With the Lenten season marked by the anguish and unimaginable sufferings of the war in Ukraine, we followed closely Pope Francis’s invitation to observe a Day of Fasting for Peace on Ash Wednesday, his repeated calls for peace, and the Act of Consecration of Russia and Ukraine to the Immaculate Heart of Mary on the feast of the Annunciation. The CL Choir, in preparing the hymns for the event, included a Ukrainian hymn, Stradalna Maty (Stabat Mater), along with Bogoroditse Devo, (Ave Maria) by Rachmaninoff, a piece that had already been part of the repertoire for many years.

Even though geographically Canada is half a world away from Ukraine, Canada is home to one of the largest Ukrainian diaspora communities in the world, at about 1.4 million people. In Montreal, there are over ten Ukrainian Greek-Catholic and Orthodox parishes and we invited them to the event.

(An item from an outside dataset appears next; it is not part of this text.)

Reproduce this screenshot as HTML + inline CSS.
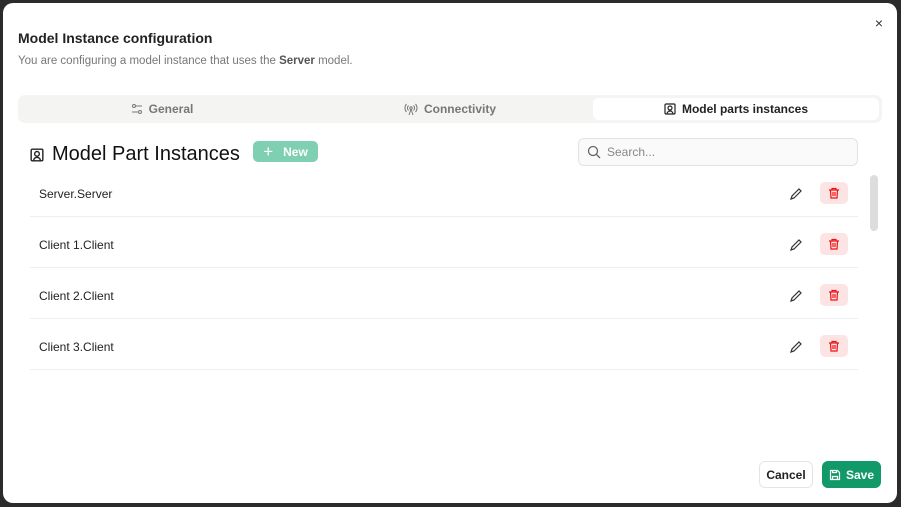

A few days before the procession we received some complaints from the Ukrainian community raising concerns on including a Russian composer’s work among the hymns. This request echoed the cancellation of a young Russian pianist, Alexander Malofeev, scheduled to play with the Montreal Symphony Orchestra, a controversial decision, as the young musician had spoken out publicly against the war. And an ironic twist for a multicultural society that militates against any form of ethnophobia.

When similar concerns were raised with the 13th station of the Way of the Cross at the Colosseum, we understood that we should not be distracted by political nor cultural positions,but remain focussed on the original proposal of the gesture: a profound religious act keeping memory of the Passion of our Lord, offering the sufferings of the whole world.

Nevertheless, the dialogue we had gave way to another encounter: that of facing the profound invisible wounds provoked by the abominable violence of war.

To everyone’s surprise, on Good Friday, not one, but three Ukrainian priests, accompanied by members of their congregations, joined us in the Via Crucis, which Archbishop Christian Lépine, of Montreal graciously accepted to lead again. All three of the priests carried the cross through the streets of Old Montreal, from the historic Chapel of Notre-Dame-de-Bon-Secours to the Notre-Dame Basilica, followed by Saint Patrick Basilica, the Jesuit Church of the Gesù, then passing through Place Ville Marie to arrive three and a half hours later at Mary Queen of the World Cathedral.

When the choir performed Stradalna Maty in Ukrainian in the iconic Notre-Dame Basilica, the Ukrainian community stood up in total reverence. At the following station, at Saint Patrick Basilica, as the choir sang Bogoroditse Devo in Russian they stood up once again with the same reverence. This gesture spoke louder than words; it was an encounter with steadfast, unwavering faith. A faith that recognized that prayer – true conversation with God – transgresses language, national or political barriers.
In Mgr Lépine’s words, “Love is stronger than death, love is stronger than suffering, love is stronger than evil”.